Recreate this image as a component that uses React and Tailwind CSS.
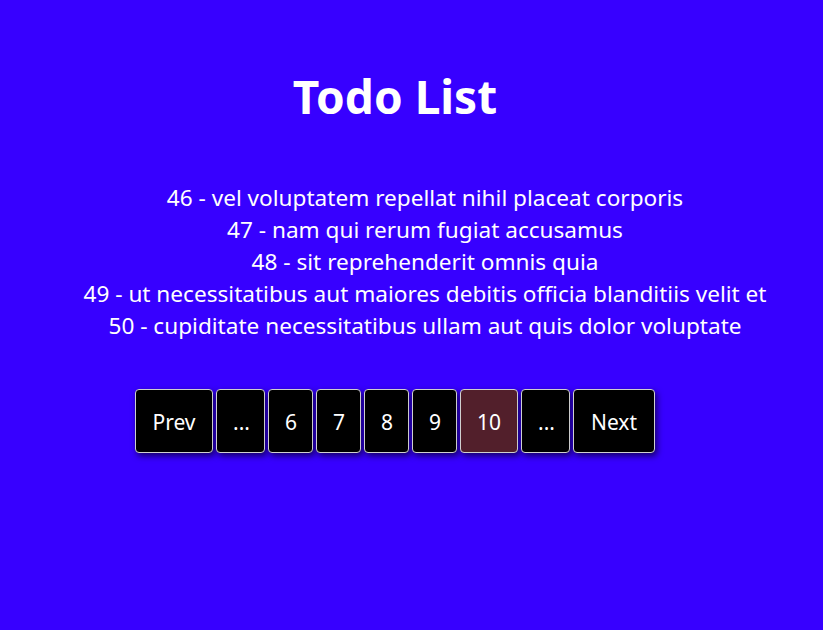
const todos = [
  { id: 46, title: 'vel voluptatem repellat nihil placeat corporis' },
  { id: 47, title: 'nam qui rerum fugiat accusamus' },
  { id: 48, title: 'sit reprehenderit omnis quia' },
  { id: 49, title: 'ut necessitatibus aut maiores debitis officia blanditiis velit et' },
  { id: 50, title: 'cupiditate necessitatibus ullam aut quis dolor voluptate' },
];

const pages = ['Prev', '...', '6', '7', '8', '9', '10', '...', 'Next'];

export default function App() {
  return (
    <div className="min-h-[630px] bg-[#3700ff] text-white font-['Segoe_UI','Noto_Sans',sans-serif]">
      <div className="w-[790px]">
        <h1 className="pt-[65px] text-center text-[46px] leading-[62px] font-bold">Todo List</h1>

        <ul className="mt-[55px] pl-[60px] text-center text-[22.6px] leading-[32px]">
          {todos.map((t) => (
            <li key={t.id}>
              {t.id} - {t.title}
            </li>
          ))}
        </ul>

        <div className="mt-[47px] flex justify-center gap-[3px]">
          {pages.map((p, i) => (
            <button
              key={i}
              type="button"
              className={`h-[64px] px-4 pt-[3px] rounded-[4px] border border-[#d0d0d0] text-[21px] shadow-[2px_3px_6px_rgba(0,0,0,0.6)] ${
                p === '10' ? 'bg-[#521f2b] w-[58px]' : 'bg-black'
              } ${p === 'Prev' ? 'w-[78px]' : ''} ${p === 'Next' ? 'w-[82px]' : ''} ${p === '...' ? 'w-[49px]' : ''} ${
                ['6', '7', '8', '9'].includes(p) ? 'w-[45px]' : ''
              }`}
            >
              {p}
            </button>
          ))}
        </div>
      </div>
    </div>
  );
}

_OBJECTIVE:_
Take the listing and print it again exactly, but without any pictures.

_FINAL RESULT:_
Recreate this image as a component that uses React and Tailwind CSS.
const todos = [
  { id: 46, title: 'vel voluptatem repellat nihil placeat corporis' },
  { id: 47, title: 'nam qui rerum fugiat accusamus' },
  { id: 48, title: 'sit reprehenderit omnis quia' },
  { id: 49, title: 'ut necessitatibus aut maiores debitis officia blanditiis velit et' },
  { id: 50, title: 'cupiditate necessitatibus ullam aut quis dolor voluptate' },
];

const pages = ['Prev', '...', '6', '7', '8', '9', '10', '...', 'Next'];

export default function App() {
  return (
    <div className="min-h-[630px] bg-[#3700ff] text-white font-['Segoe_UI','Noto_Sans',sans-serif]">
      <div className="w-[790px]">
        <h1 className="pt-[65px] text-center text-[46px] leading-[62px] font-bold">Todo List</h1>

        <ul className="mt-[55px] pl-[60px] text-center text-[22.6px] leading-[32px]">
          {todos.map((t) => (
            <li key={t.id}>
              {t.id} - {t.title}
            </li>
          ))}
        </ul>

        <div className="mt-[47px] flex justify-center gap-[3px]">
          {pages.map((p, i) => (
            <button
              key={i}
              type="button"
              className={`h-[64px] px-4 pt-[3px] rounded-[4px] border border-[#d0d0d0] text-[21px] shadow-[2px_3px_6px_rgba(0,0,0,0.6)] ${
                p === '10' ? 'bg-[#521f2b] w-[58px]' : 'bg-black'
              } ${p === 'Prev' ? 'w-[78px]' : ''} ${p === 'Next' ? 'w-[82px]' : ''} ${p === '...' ? 'w-[49px]' : ''} ${
                ['6', '7', '8', '9'].includes(p) ? 'w-[45px]' : ''
              }`}
            >
              {p}
            </button>
          ))}
        </div>
      </div>
    </div>
  );
}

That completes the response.